▶ What the task requires
Exactly as they appear, output all of the records. Skip any images.

# START OF Data to process

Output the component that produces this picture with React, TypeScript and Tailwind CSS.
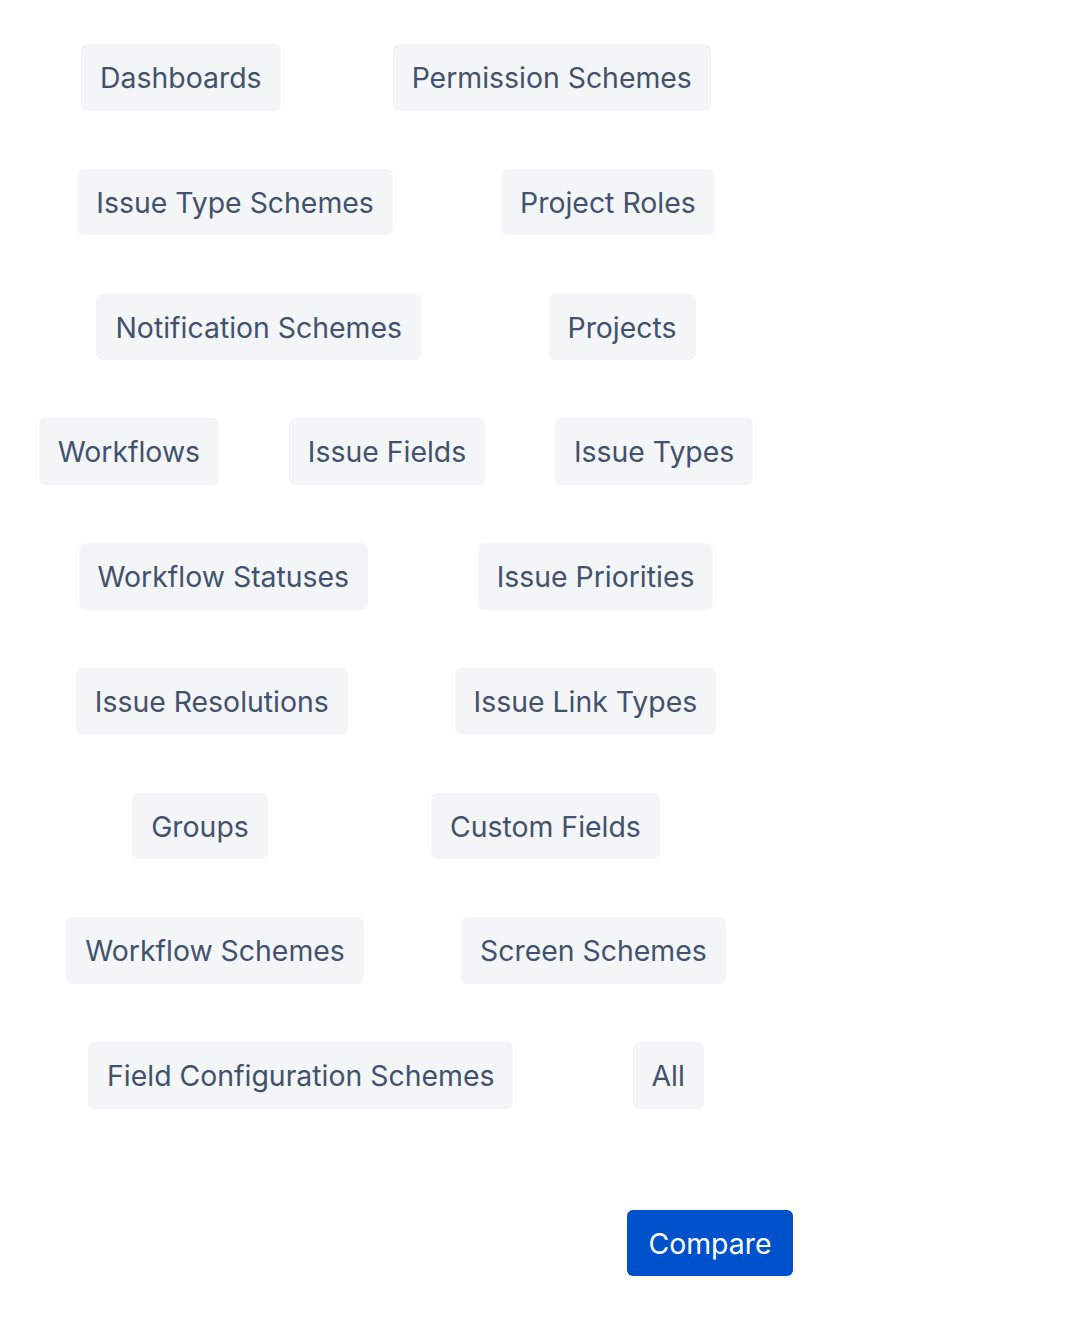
import React from "react";

const rows: string[][] = [
  ["Dashboards", "Permission Schemes"],
  ["Issue Type Schemes", "Project Roles"],
  ["Notification Schemes", "Projects"],
  ["Workflows", "Issue Fields", "Issue Types"],
  ["Workflow Statuses", "Issue Priorities"],
  ["Issue Resolutions", "Issue Link Types"],
  ["Groups", "Custom Fields"],
  ["Workflow Schemes", "Screen Schemes"],
  ["Field Configuration Schemes", "All"],
];

export default function App() {
  return (
    <div
      className="w-[1086px] min-h-[1328px] bg-white overflow-hidden"
      style={{ fontFamily: "Inter, 'Noto Sans', sans-serif" }}
    >
      <div className="pt-[44px] flex flex-col gap-[58.25px] w-[854px] -ml-[31px]">
        {rows.map((row, i) => (
          <div key={i} className="flex justify-evenly">
            {row.map((label) => (
              <button
                key={label}
                className="h-[66.5px] px-[19px] pt-[2px] rounded-[6px] bg-[#f4f5f7] text-[#42526e] text-[28.4px] leading-none whitespace-nowrap"
              >
                {label}
              </button>
            ))}
          </div>
        ))}
      </div>
      <div className="mt-[101.5px] pl-[627px]">
        <button className="h-[66px] w-[166px] pt-[2px] rounded-[6px] bg-[#0052cc] text-white text-[28.4px] leading-none whitespace-nowrap">
          Compare
        </button>
      </div>
    </div>
  );
}
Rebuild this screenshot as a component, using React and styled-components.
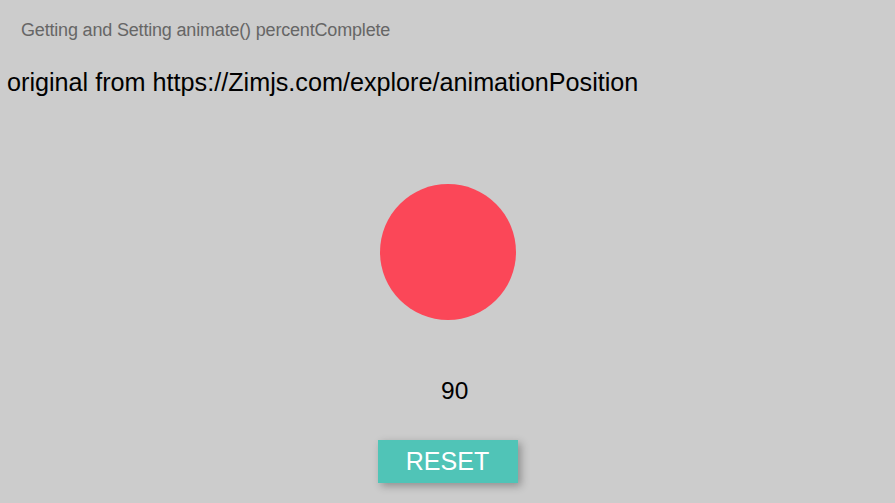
import React from 'react';
import styled, { createGlobalStyle } from 'styled-components';

const GlobalStyle = createGlobalStyle`
    html, body {
        margin: 0;
        padding: 0;
        background: #cccccc;
        overflow: hidden;
    }
    body {
        font-family: "Liberation Sans", Arial, sans-serif;
    }
`;

const Page = styled.div`
    width: 895px;
    height: 503px;
    display: flex;
    flex-direction: column;
    background: #cccccc;
`;

const Title = styled.div`
    padding: 20.5px 0 0 21px;
    font-size: 18px;
    letter-spacing: -0.18px;
    line-height: 18px;
    color: #666666;
`;

const Credit = styled.div`
    margin-top: 29px;
    padding-left: 7px;
    font-size: 25.2px;
    line-height: 28px;
    color: #000000;
`;

const Stage = styled.div`
    display: flex;
    flex-direction: column;
    align-items: center;
`;

const Ball = styled.div`
    margin-top: 88.5px;
    width: 136px;
    height: 136px;
    border-radius: 50%;
    background: #fb4758;
`;

const Count = styled.div`
    align-self: flex-start;
    margin: 57px 0 0 441px;
    font-size: 24.5px;
    line-height: 28px;
    color: #000000;
`;

const ResetButton = styled.button`
    margin-top: 35px;
    width: 140px;
    height: 43px;
    border: none;
    padding: 0;
    background: #50c4b7;
    color: #ffffff;
    font-family: "Liberation Sans", Arial, sans-serif;
    font-size: 25px;
    box-shadow: 3px 3px 8px rgba(0, 0, 0, 0.3);
    cursor: pointer;
`;

export default function App() {
    return (
        <>
            <GlobalStyle />
            <Page>
                <Title>Getting and Setting animate() percentComplete</Title>
                <Credit>original from https://Zimjs.com/explore/animationPosition</Credit>
                <Stage>
                    <Ball />
                    <Count>90</Count>
                    <ResetButton>RESET</ResetButton>
                </Stage>
            </Page>
        </>
    );
}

# END OF Data to process

▶ Answer to the exercise
Output the component that produces this picture with React, TypeScript and Tailwind CSS.
import React from "react";

const rows: string[][] = [
  ["Dashboards", "Permission Schemes"],
  ["Issue Type Schemes", "Project Roles"],
  ["Notification Schemes", "Projects"],
  ["Workflows", "Issue Fields", "Issue Types"],
  ["Workflow Statuses", "Issue Priorities"],
  ["Issue Resolutions", "Issue Link Types"],
  ["Groups", "Custom Fields"],
  ["Workflow Schemes", "Screen Schemes"],
  ["Field Configuration Schemes", "All"],
];

export default function App() {
  return (
    <div
      className="w-[1086px] min-h-[1328px] bg-white overflow-hidden"
      style={{ fontFamily: "Inter, 'Noto Sans', sans-serif" }}
    >
      <div className="pt-[44px] flex flex-col gap-[58.25px] w-[854px] -ml-[31px]">
        {rows.map((row, i) => (
          <div key={i} className="flex justify-evenly">
            {row.map((label) => (
              <button
                key={label}
                className="h-[66.5px] px-[19px] pt-[2px] rounded-[6px] bg-[#f4f5f7] text-[#42526e] text-[28.4px] leading-none whitespace-nowrap"
              >
                {label}
              </button>
            ))}
          </div>
        ))}
      </div>
      <div className="mt-[101.5px] pl-[627px]">
        <button className="h-[66px] w-[166px] pt-[2px] rounded-[6px] bg-[#0052cc] text-white text-[28.4px] leading-none whitespace-nowrap">
          Compare
        </button>
      </div>
    </div>
  );
}
Rebuild this screenshot as a component, using React and styled-components.
import React from 'react';
import styled, { createGlobalStyle } from 'styled-components';

const GlobalStyle = createGlobalStyle`
    html, body {
        margin: 0;
        padding: 0;
        background: #cccccc;
        overflow: hidden;
    }
    body {
        font-family: "Liberation Sans", Arial, sans-serif;
    }
`;

const Page = styled.div`
    width: 895px;
    height: 503px;
    display: flex;
    flex-direction: column;
    background: #cccccc;
`;

const Title = styled.div`
    padding: 20.5px 0 0 21px;
    font-size: 18px;
    letter-spacing: -0.18px;
    line-height: 18px;
    color: #666666;
`;

const Credit = styled.div`
    margin-top: 29px;
    padding-left: 7px;
    font-size: 25.2px;
    line-height: 28px;
    color: #000000;
`;

const Stage = styled.div`
    display: flex;
    flex-direction: column;
    align-items: center;
`;

const Ball = styled.div`
    margin-top: 88.5px;
    width: 136px;
    height: 136px;
    border-radius: 50%;
    background: #fb4758;
`;

const Count = styled.div`
    align-self: flex-start;
    margin: 57px 0 0 441px;
    font-size: 24.5px;
    line-height: 28px;
    color: #000000;
`;

const ResetButton = styled.button`
    margin-top: 35px;
    width: 140px;
    height: 43px;
    border: none;
    padding: 0;
    background: #50c4b7;
    color: #ffffff;
    font-family: "Liberation Sans", Arial, sans-serif;
    font-size: 25px;
    box-shadow: 3px 3px 8px rgba(0, 0, 0, 0.3);
    cursor: pointer;
`;

export default function App() {
    return (
        <>
            <GlobalStyle />
            <Page>
                <Title>Getting and Setting animate() percentComplete</Title>
                <Credit>original from https://Zimjs.com/explore/animationPosition</Credit>
                <Stage>
                    <Ball />
                    <Count>90</Count>
                    <ResetButton>RESET</ResetButton>
                </Stage>
            </Page>
        </>
    );
}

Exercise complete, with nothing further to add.